In December, after getting miniscule support and media attention in the Republican primary race, he left the GOP and launched his Libertarian campaign.
He is the best-known candidate in the lengthy Libertarian field; the party will choose its nominee at its national convention in Las Vegas in May.
A Libertarian candidate has never received above 1 percent in a U.S. presidential election, but Johnson gave several reasons why he might be able to break through the dominant two-party system.
One is being on the ballot in all 50 states, as the national Libertarian Party expects will happen for its nominee. Another is that, according to Johnson, “65 percent of Americans right now say they would consider voting for a third-party candidate.” When Ross Perot ran in 1992, that number was about 40 percent, he noted.

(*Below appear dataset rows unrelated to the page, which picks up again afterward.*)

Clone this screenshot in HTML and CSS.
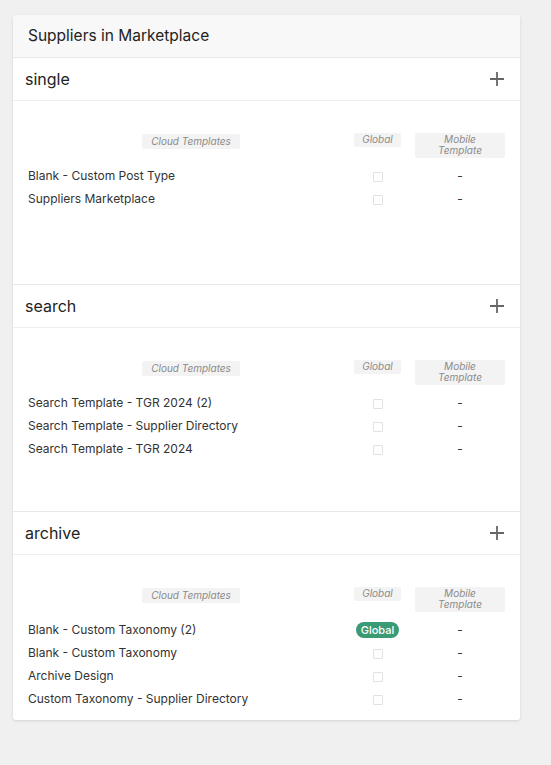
FILE: index.html
```html
<!DOCTYPE html>
<html>
<head>
    <title>Suppliers in Marketplace</title>
    <link rel="stylesheet" href="styles.css">
</head>
<body>
    <div class="card">
        <div class="card-header">Suppliers in Marketplace</div>

        <div class="section">
            <div class="section-header">
                <span class="section-title">single</span>
                <svg class="add" width="14" height="14" viewBox="0 0 14 14"><path d="M7 0v14M0 7h14" /></svg>
            </div>
            <div class="section-body">
                <div class="tpl-grid">
                    <div class="th"><span class="pill">Cloud Templates</span></div>
                    <div class="th"><span class="pill pill-full">Global</span></div>
                    <div class="th th-mobile"><span class="pill pill-full">Mobile<br>Template</span></div>

                    <div class="td name">Blank - Custom Post Type</div>
                    <div class="td"><span class="check"></span></div>
                    <div class="td td-mobile">-</div>

                    <div class="td name">Suppliers Marketplace</div>
                    <div class="td"><span class="check"></span></div>
                    <div class="td td-mobile">-</div>
                </div>
            </div>
        </div>

        <div class="section">
            <div class="section-header">
                <span class="section-title">search</span>
                <svg class="add" width="14" height="14" viewBox="0 0 14 14"><path d="M7 0v14M0 7h14" /></svg>
            </div>
            <div class="section-body">
                <div class="tpl-grid">
                    <div class="th"><span class="pill">Cloud Templates</span></div>
                    <div class="th"><span class="pill pill-full">Global</span></div>
                    <div class="th th-mobile"><span class="pill pill-full">Mobile<br>Template</span></div>

                    <div class="td name">Search Template - TGR 2024 (2)</div>
                    <div class="td"><span class="check"></span></div>
                    <div class="td td-mobile">-</div>

                    <div class="td name">Search Template - Supplier Directory</div>
                    <div class="td"><span class="check"></span></div>
                    <div class="td td-mobile">-</div>

                    <div class="td name">Search Template - TGR 2024</div>
                    <div class="td"><span class="check"></span></div>
                    <div class="td td-mobile">-</div>
                </div>
            </div>
        </div>

        <div class="section section-last">
            <div class="section-header">
                <span class="section-title">archive</span>
                <svg class="add" width="14" height="14" viewBox="0 0 14 14"><path d="M7 0v14M0 7h14" /></svg>
            </div>
            <div class="section-body">
                <div class="tpl-grid">
                    <div class="th"><span class="pill">Cloud Templates</span></div>
                    <div class="th"><span class="pill pill-full">Global</span></div>
                    <div class="th th-mobile"><span class="pill pill-full">Mobile<br>Template</span></div>

                    <div class="td name">Blank - Custom Taxonomy (2)</div>
                    <div class="td"><span class="badge">Global</span></div>
                    <div class="td td-mobile">-</div>

                    <div class="td name">Blank - Custom Taxonomy</div>
                    <div class="td"><span class="check"></span></div>
                    <div class="td td-mobile">-</div>

                    <div class="td name">Archive Design</div>
                    <div class="td"><span class="check"></span></div>
                    <div class="td td-mobile">-</div>

                    <div class="td name">Custom Taxonomy - Supplier Directory</div>
                    <div class="td"><span class="check"></span></div>
                    <div class="td td-mobile">-</div>
                </div>
            </div>
        </div>
    </div>
</body>
</html>
```

FILE: styles.css
```css
body {
    margin: 0;
    padding: 15px 0 40px 13px;
    background-color: #f0f0f0;
    font-family: Inter, "Liberation Sans", Arial, sans-serif;
    color: #222;
}
.card {
    width: 507px;
    background-color: #fff;
    border-radius: 3px;
    box-shadow: 0 1px 3px rgba(0, 0, 0, 0.12);
    overflow: hidden;
}
.card-header {
    height: 42px;
    line-height: 42px;
    padding-left: 15px;
    font-size: 15.5px;
    background-color: #f8f8f8;
    border-bottom: 1px solid #e8e8e8;
}
.section {
    border-bottom: 1px solid #e8e8e8;
}
.section-last {
    border-bottom: none;
}
.section-header {
    height: 42px;
    padding: 0 16px 0 12px;
    display: flex;
    align-items: center;
    justify-content: space-between;
    border-bottom: 1px solid #eee;
}
.section-title {
    font-size: 16px;
    color: #222;
}
.add path {
    stroke: #666;
    stroke-width: 1.8;
    fill: none;
}
.section-body {
    min-height: 183px;
    box-sizing: border-box;
    padding: 32px 15px 10px 15px;
}
.section-last .section-body {
    min-height: 0;
}
.tpl-grid {
    display: grid;
    grid-template-columns: 1fr 47px 104px;
    grid-template-rows: 31px;
    grid-auto-rows: 23px;
    align-items: center;
}
.th {
    align-self: start;
    display: flex;
    justify-content: center;
    align-items: flex-start;
}
.th-mobile,
.td-mobile {
    padding-left: 14px;
}
.pill {
    display: block;
    padding: 2px 9px;
    font-size: 10px;
    line-height: 11px;
    font-style: italic;
    color: #8a8a8a;
    background-color: #f3f3f3;
    border-radius: 2px;
    text-align: center;
}
.pill-full {
    flex: 1;
    padding: 1px 0 2px;
}
.th:first-child .pill {
    margin-top: 1px;
}
.td {
    text-align: center;
    font-size: 12px;
    color: #333;
}
.td.name {
    text-align: left;
}
.check {
    display: inline-block;
    width: 8px;
    height: 8px;
    margin-top: 5px;
    border: 1px solid #e2e2e2;
    border-radius: 1px;
}
.badge {
    display: inline-block;
    padding: 0 5px;
    height: 16px;
    line-height: 16px;
    font-size: 11px;
    font-weight: 500;
    color: #fff;
    background-color: #3a9a74;
    border-radius: 8px;
}
```
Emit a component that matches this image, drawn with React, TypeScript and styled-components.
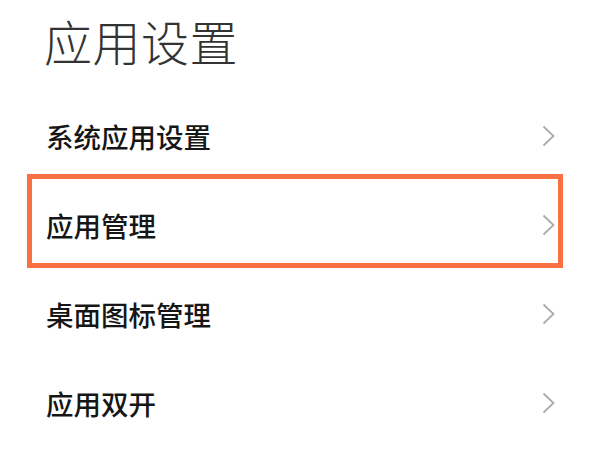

“Anything can happen, and then there is the notion that a Libertarian candidate could poll in the 15 percent range and be on the debate stage in the general election. And to me that’s an opportunity to advance these ideas that I think really do offer up a solution,” he said.
Johnson, who was governor of New Mexico from 1995 to 2003, emphasized that he has the resume to back up his agenda as well.
He cut taxes 14 times, left the state with a balanced budget, and was known as “Governor Veto” for his prodigious use of the veto pen for bills from both Democrats and Republicans.
“I didn’t crawl out from under a culvert to be here talking about this. I vetoed 750 bills while I was governor of New Mexico,” he said when asked how he can mobilize support to get the U.S. government headed in a different direction. “Getting elected as the governor, getting elected as president of the United States, there’s a mandate that goes along with that, there’s a leadership mandate that goes along with that.”
Just two of his vetoes were overturned, he added.
Johnson faces an uphill battle to make a significant impact on the general election this fall, but he has climbed mountains before – some of the tallest in the world.
Johnson has scaled the highest peaks on four continents, including Mount Everest. He has three mountains to go, he said.
He says he has competed as an athlete in mountain bike races and ski competitions his whole life. Last Saturday, he and a teammate took third place among about 25 teams in a ski contest in Taos, New Mexico, where he lives.
Leaving the Republican Party, Johnson says, has been “really refreshing.”
“I’m not going to have to make excuses for why I think the world vilifies Republicans, and that is the Republicans want to pass laws concerning what you and I can do in the bedroom,” he said. “And I don’t think many people like that about Republicans.”